Coal-bed methane production rose at the Linxing and Sanjiaobei assets, located in China’s Shanxi province. Output now stands at around 453,120 cubic metres (16 mcf) of natural gas per day. However, production is expected to increase to 708,000 cubic metres (25 mcf) in the next several weeks. Sino Gas & Energy, an Australian hydrocarbons firm, serves as the fields’ operator.
November 2016 also saw China’s natural gas imports increase 47% compared to 2015. While the winter has been relatively mild thus far, operators are making purchases in anticipation harsher conditions. The rise in the use of natural gas is the result of numerous variables, not the least of which are environmental concerns and financial incentives.

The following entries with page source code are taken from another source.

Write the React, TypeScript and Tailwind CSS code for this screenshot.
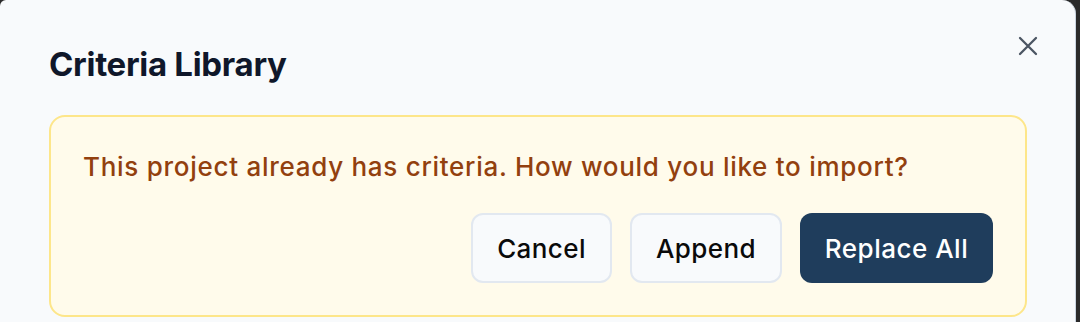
import React from "react";

export default function App() {
  return (
    <div
      className="w-[1080px] h-[322px] bg-[#2b2b2b] overflow-hidden flex"
      style={{ fontFamily: "Inter, 'Noto Sans', sans-serif" }}
    >
      <div className="relative w-[1076px] h-[360px] bg-[#f8fafc] rounded-tr-[14px] rounded-tl-[6px] border-r border-[#cbd5e1] pl-[49px] pr-[49px] pt-[44px]">
        <button className="absolute right-[37px] top-[36px] text-[#4b5563]" aria-label="Close">
          <svg width="20" height="20" viewBox="0 0 20 20" fill="none" stroke="currentColor" strokeWidth="2.3" strokeLinecap="round">
            <path d="M2 2L18 18M18 2L2 18" />
          </svg>
        </button>
        <h2 className="text-[33px] leading-[40px] font-bold text-[#0f172a] tracking-[-0.3px]">Criteria Library</h2>
        <div className="mt-[31px] w-[978px] rounded-[16px] border-2 border-[#fde68a] bg-[#fffbeb] p-[32px]">
          <p className="text-[26px] leading-[36px] font-medium text-[#92400e] tracking-[0.72px] whitespace-nowrap">
            This project already has criteria. How would you like to import?
          </p>
          <div className="mt-[28px] flex justify-end gap-[18px]">
            <button className="h-[70px] w-[141px] rounded-[12px] border-2 border-[#e2e8f0] bg-[#f8fafc] text-[26px] font-medium text-[#0a0a0a] tracking-[0.4px]">
              Cancel
            </button>
            <button className="h-[70px] w-[152px] rounded-[12px] border-2 border-[#e2e8f0] bg-[#f8fafc] text-[26px] font-medium text-[#0a0a0a] tracking-[0.4px]">
              Append
            </button>
            <button className="h-[70px] w-[193px] rounded-[12px] bg-[#1f3d5c] text-[26px] font-medium text-white tracking-[0.5px]">
              Replace All
            </button>
          </div>
        </div>
      </div>
    </div>
  );
}
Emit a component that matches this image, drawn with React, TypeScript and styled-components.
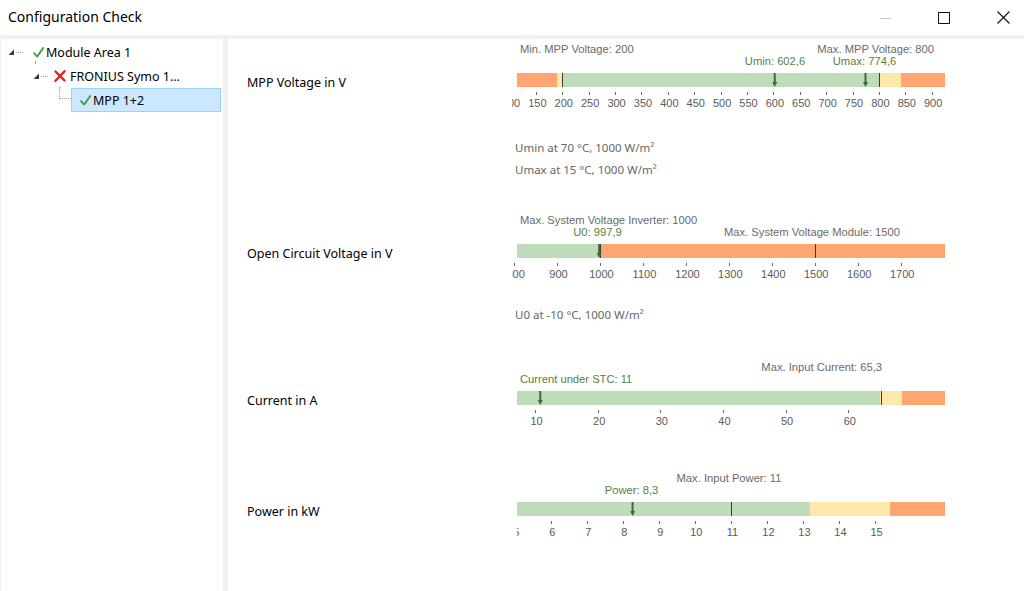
import React from "react";
import styled, { createGlobalStyle } from "styled-components";

const GlobalStyle = createGlobalStyle`
  html, body { margin: 0; padding: 0; background: #fff; }
  body { font-family: "Noto Sans", "Open Sans", sans-serif; }
`;

const Window = styled.div`
  width: 1024px;
  height: 591px;
  display: flex;
  flex-direction: column;
  background: #fff;
  overflow: hidden;
`;

const TitleBar = styled.div`
  height: 35px;
  flex: none;
  display: flex;
  align-items: center;
  padding-left: 8px;
`;

const Title = styled.div`
  flex: 1;
  font-size: 14px;
  color: #000;
  line-height: 20px;
  margin-top: -1px;
`;

const Controls = styled.div`
  display: flex;
  gap: 17px;
  align-self: stretch;
`;

const ControlButton = styled.div`
  width: 42px;
  display: flex;
  align-items: center;
  justify-content: center;
`;

const Body = styled.div`
  flex: 1;
  display: flex;
  gap: 5px;
  background: #eff1f1;
  padding: 4px 0 0 1px;
  min-height: 0;
`;

const TreePanel = styled.div`
  width: 222px;
  background: #fff;
  padding-top: 1px;
  display: flex;
  flex-direction: column;
`;

const TreeRow = styled.div<{ $indent: number }>`
  height: 24px;
  display: flex;
  align-items: center;
  padding-left: ${(p) => p.$indent}px;
  font-size: 12.5px;
  color: #000;
  position: relative;
`;

const ExpanderCell = styled.div<{ $w: number }>`
  width: ${(p) => p.$w}px;
  display: flex;
  align-items: center;
  flex: none;
`;

const Dots = styled.div`
  width: 7px;
  margin-left: 1px;
  border-top: 1px dotted #9a9a9a;
  margin-top: 1px;
`;

const VDots = styled.div`
  position: absolute;
  left: 34px;
  top: 21px;
  height: 2px;
  border-left: 1px dotted #9a9a9a;
`;

const IconBox = styled.div`
  width: 12px;
  height: 12px;
  display: flex;
  align-items: center;
  justify-content: center;
  flex: none;
  margin-right: 2px;
`;

const ItemText = styled.span<{ $shift?: number }>`
  margin-left: ${(p) => p.$shift ?? 0}px;
  white-space: nowrap;
`;

const Connector = styled.div`
  width: 11px;
  height: 11px;
  flex: none;
  align-self: flex-start;
  margin-top: -1px;
  border-left: 1px dotted #9a9a9a;
  border-bottom: 1px dotted #9a9a9a;
`;

const Selected = styled.div`
  width: 150px;
  height: 24px;
  box-sizing: border-box;
  background: #cce8ff;
  border: 1px solid #99d1ff;
  display: flex;
  align-items: center;
  padding-left: 7px;
`;

const ContentPanel = styled.div`
  flex: 1;
  background: #fff;
  padding-left: 19px;
  display: flex;
  flex-direction: column;
`;

const Section = styled.div<{ $top: number }>`
  display: grid;
  grid-template-columns: 258px 440px;
  margin-top: ${(p) => p.$top}px;
`;

const SectionLabel = styled.div`
  font-size: 12.5px;
  line-height: 16px;
  color: #000;
  padding-top: 36px;
`;

const NoteList = styled.div<{ $top: number }>`
  margin-left: 268px;
  margin-top: ${(p) => p.$top}px;
  display: flex;
  flex-direction: column;
`;

const Note = styled.div`
  font-size: 11.5px;
  line-height: 22px;
  color: #666;
`;

const GaugeSvg = styled.svg`
  display: block;
  overflow: visible;
  font-family: "Liberation Sans", Arial, sans-serif;
`;

const ExpanderIcon = () => (
  <svg width="7" height="7" viewBox="0 0 7 7">
    <polygon points="6,0.5 6,6 0.5,6" fill="#3a3a3a" />
  </svg>
);

const CheckIcon = () => (
  <svg width="11" height="11" viewBox="0 0 11 11">
    <path d="M1 6.2 L4.2 9.6 L10.2 1" fill="none" stroke="#4b9a4b" strokeWidth="1.9" strokeLinecap="round" strokeLinejoin="round" />
  </svg>
);

const CrossIcon = () => (
  <svg width="12" height="12" viewBox="0 0 12 12">
    <path d="M1.5 1.5 L10.5 10.5 M10.5 1.2 L1.5 10.8" fill="none" stroke="#e3211c" strokeWidth="2.4" strokeLinecap="round" />
  </svg>
);

type Seg = { from: number; to: number; color: string };
type Annot = { text: string; x: number; anchor: "start" | "middle" | "end"; row: 1 | 2; accent?: boolean };
type GaugeProps = {
  ticks: { x: number; label: string }[];
  segments: Seg[];
  limits: number[];
  markers: number[];
  annotations: Annot[];
  clipX: number;
};

const OX = 505;
const ORANGE = "#ffa670";
const YELLOW = "#fde9a9";
const GREEN = "#bedbba";

const Gauge: React.FC<GaugeProps & { id: string }> = ({ ticks, segments, limits, markers, annotations, clipX, id }) => {
  return (
    <GaugeSvg width={440} height={74} viewBox="0 0 440 74">
      <defs>
        <clipPath id={id}>
          <rect x={clipX - OX} y={0} width={460} height={74} />
        </clipPath>
      </defs>
      {annotations.map((a, i) => (
        <text
          key={i}
          x={a.x - OX}
          y={a.row === 1 ? 13.5 : 25.5}
          textAnchor={a.anchor}
          fontSize={11.2}
          fill={a.accent ? "#5b8040" : "#6a6a6a"}
        >
          {a.text}
        </text>
      ))}
      {segments.map((s, i) => (
        <rect key={i} x={s.from - OX} y={34} width={s.to - s.from} height={14} fill={s.color} />
      ))}
      {limits.map((x, i) => (
        <rect key={i} x={Math.round(x) - OX} y={34} width={1} height={14} fill="#3a3a3a" />
      ))}
      {markers.map((x, i) => {
        const cx = x - OX;
        return (
          <g key={i}>
            <rect x={cx - 1} y={34} width={2} height={10} fill="#3d6b3d" />
            <polygon points={`${cx - 2.5},43 ${cx + 2.5},43 ${cx},48`} fill="#3d6b3d" />
          </g>
        );
      })}
      <g clipPath={`url(#${id})`}>
        {ticks.map((t, i) => (
          <g key={i}>
            <rect x={Math.round(t.x) - OX} y={53} width={1} height={3} fill="#6a6a6a" />
            <text x={t.x - OX + 1.5} y={68} textAnchor="middle" fontSize={11} fill="#5a5a5a">
              {t.label}
            </text>
          </g>
        ))}
      </g>
    </GaugeSvg>
  );
};

const makeTicks = (from: number, to: number, step: number, x0: number, v0: number, k: number) => {
  const res: { x: number; label: string }[] = [];
  for (let v = from; v <= to + 1e-9; v += step) res.push({ x: x0 + (v - v0) * k, label: String(v) });
  return res;
};

const mpp = (v: number) => 562.3 + (v - 200) * 0.5277;
const ocv = (v: number) => 600 + (v - 1000) * 0.4295;
const cur = (v: number) => 535 + (v - 10) * 6.265;
const pow = (v: number) => 514.7 + (v - 5) * 36.03;

const gauges = {
  mpp: {
    clipX: 512,
    ticks: makeTicks(100, 900, 50, 562.3, 200, 0.5277),
    segments: [
      { from: 517, to: 557, color: ORANGE },
      { from: 557, to: 562, color: YELLOW },
      { from: 562, to: 879, color: GREEN },
      { from: 879, to: 901, color: YELLOW },
      { from: 901, to: 945, color: ORANGE },
    ],
    limits: [mpp(200), mpp(800)],
    markers: [mpp(602.6), mpp(774.6)],
    annotations: [
      { text: "Min. MPP Voltage: 200", x: 520, anchor: "start", row: 1 },
      { text: "Max. MPP Voltage: 800", x: 934, anchor: "end", row: 1 },
      { text: "Umin: 602,6", x: 775, anchor: "middle", row: 2, accent: true },
      { text: "Umax: 774,6", x: 864.5, anchor: "middle", row: 2, accent: true },
    ] as Annot[],
  },
  ocv: {
    clipX: 512,
    ticks: makeTicks(800, 1700, 100, 600, 1000, 0.4295),
    segments: [
      { from: 517, to: 600, color: GREEN },
      { from: 600, to: 945, color: ORANGE },
    ],
    limits: [ocv(1000), ocv(1500)],
    markers: [ocv(997.9)],
    annotations: [
      { text: "Max. System Voltage Inverter: 1000", x: 520, anchor: "start", row: 1 },
      { text: "U0: 997,9", x: 597.5, anchor: "middle", row: 2, accent: true },
      { text: "Max. System Voltage Module: 1500", x: 812, anchor: "middle", row: 2 },
    ] as Annot[],
  },
  cur: {
    clipX: 512,
    ticks: makeTicks(10, 60, 10, 535, 10, 6.265),
    segments: [
      { from: 517, to: 880, color: GREEN },
      { from: 880, to: 902, color: YELLOW },
      { from: 902, to: 945, color: ORANGE },
    ],
    limits: [880.5],
    markers: [cur(11) - 1],
    annotations: [
      { text: "Max. Input Current: 65,3", x: 882, anchor: "end", row: 1 },
      { text: "Current under STC: 11", x: 520, anchor: "start", row: 2, accent: true },
    ] as Annot[],
  },
  pow: {
    clipX: 517,
    ticks: makeTicks(5, 15, 1, 514.7, 5, 36.03),
    segments: [
      { from: 517, to: 810, color: GREEN },
      { from: 810, to: 890, color: YELLOW },
      { from: 890, to: 945, color: ORANGE },
    ],
    limits: [pow(11)],
    markers: [pow(8.3) - 1],
    annotations: [
      { text: "Max. Input Power: 11", x: 729, anchor: "middle", row: 1 },
      { text: "Power: 8,3", x: 631.5, anchor: "middle", row: 2, accent: true },
    ] as Annot[],
  },
};

export default function App() {
  return (
    <>
      <GlobalStyle />
      <Window>
        <TitleBar>
          <Title>Configuration Check</Title>
          <Controls>
            <ControlButton>
              <svg width="11" height="11" viewBox="0 0 11 11">
                <rect x="0" y="6" width="11" height="1" fill="#c8c8c8" />
              </svg>
            </ControlButton>
            <ControlButton>
              <svg width="12" height="12" viewBox="0 0 12 12">
                <rect x="0.5" y="0.5" width="11" height="11" fill="none" stroke="#111" strokeWidth="1" />
              </svg>
            </ControlButton>
            <ControlButton>
              <svg width="13" height="13" viewBox="0 0 13 13">
                <path d="M0.5 0.5 L12.5 12.5 M12.5 0.5 L0.5 12.5" stroke="#111" strokeWidth="1.1" />
              </svg>
            </ControlButton>
          </Controls>
        </TitleBar>
        <Body>
          <TreePanel>
            <TreeRow $indent={7}>
              <ExpanderCell $w={24}>
                <ExpanderIcon />
                <Dots />
              </ExpanderCell>
              <IconBox>
                <CheckIcon />
              </IconBox>
              <ItemText>Module Area 1</ItemText>
              <VDots />
            </TreeRow>
            <TreeRow $indent={32}>
              <ExpanderCell $w={21}>
                <ExpanderIcon />
                <Dots />
              </ExpanderCell>
              <IconBox>
                <CrossIcon />
              </IconBox>
              <ItemText $shift={2}>FRONIUS Symo 1...</ItemText>
            </TreeRow>
            <TreeRow $indent={58}>
              <Connector />
              <Selected>
                <IconBox>
                  <CheckIcon />
                </IconBox>
                <ItemText>MPP 1+2</ItemText>
              </Selected>
            </TreeRow>
          </TreePanel>
          <ContentPanel>
            <Section $top={0}>
              <SectionLabel>MPP Voltage in V</SectionLabel>
              <Gauge id="g1" {...gauges.mpp} />
            </Section>
            <NoteList $top={24}>
              <Note>Umin at 70 °C, 1000 W/m²</Note>
              <Note>Umax at 15 °C, 1000 W/m²</Note>
            </NoteList>
            <Section $top={29}>
              <SectionLabel>Open Circuit Voltage in V</SectionLabel>
              <Gauge id="g2" {...gauges.ocv} />
            </Section>
            <NoteList $top={20}>
              <Note>U0 at -10 °C, 1000 W/m²</Note>
            </NoteList>
            <Section $top={31}>
              <SectionLabel>Current in A</SectionLabel>
              <Gauge id="g3" {...gauges.cur} />
            </Section>
            <Section $top={37}>
              <SectionLabel>Power in kW</SectionLabel>
              <Gauge id="g4" {...gauges.pow} />
            </Section>
          </ContentPanel>
        </Body>
      </Window>
    </>
  );
}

China’s shift to a more gas-based energy mix is evident in recent policy shifts. In 2014, the National Development and Reform Commission (NDRC) encouraged the private sector to get involved in the country’s LNG infrastructure and import market by issuing access guidelines to existing state-owned LNG infrastructure. Several LNG long-term supply contracts were signed by the Chinese major NOCs during high oil prices. As a result, private companies have capitalised on the decline in oil prices by importing spot LNG cargo and utilising the NOCs infrastructure to supply the country.
ENN Energy is constructing the country’s first privately owned LNG import terminal in Zhoushan, Zhejiang, which will will process 3 million tpy. The project was initially scheduled for completion by the end 2016, but is rescheduled to start in 2017-2018 due to delays. State-owned companies such as Sinopec and CNOOC are involved in the LNG market through the ownership and operation of LNG terminals.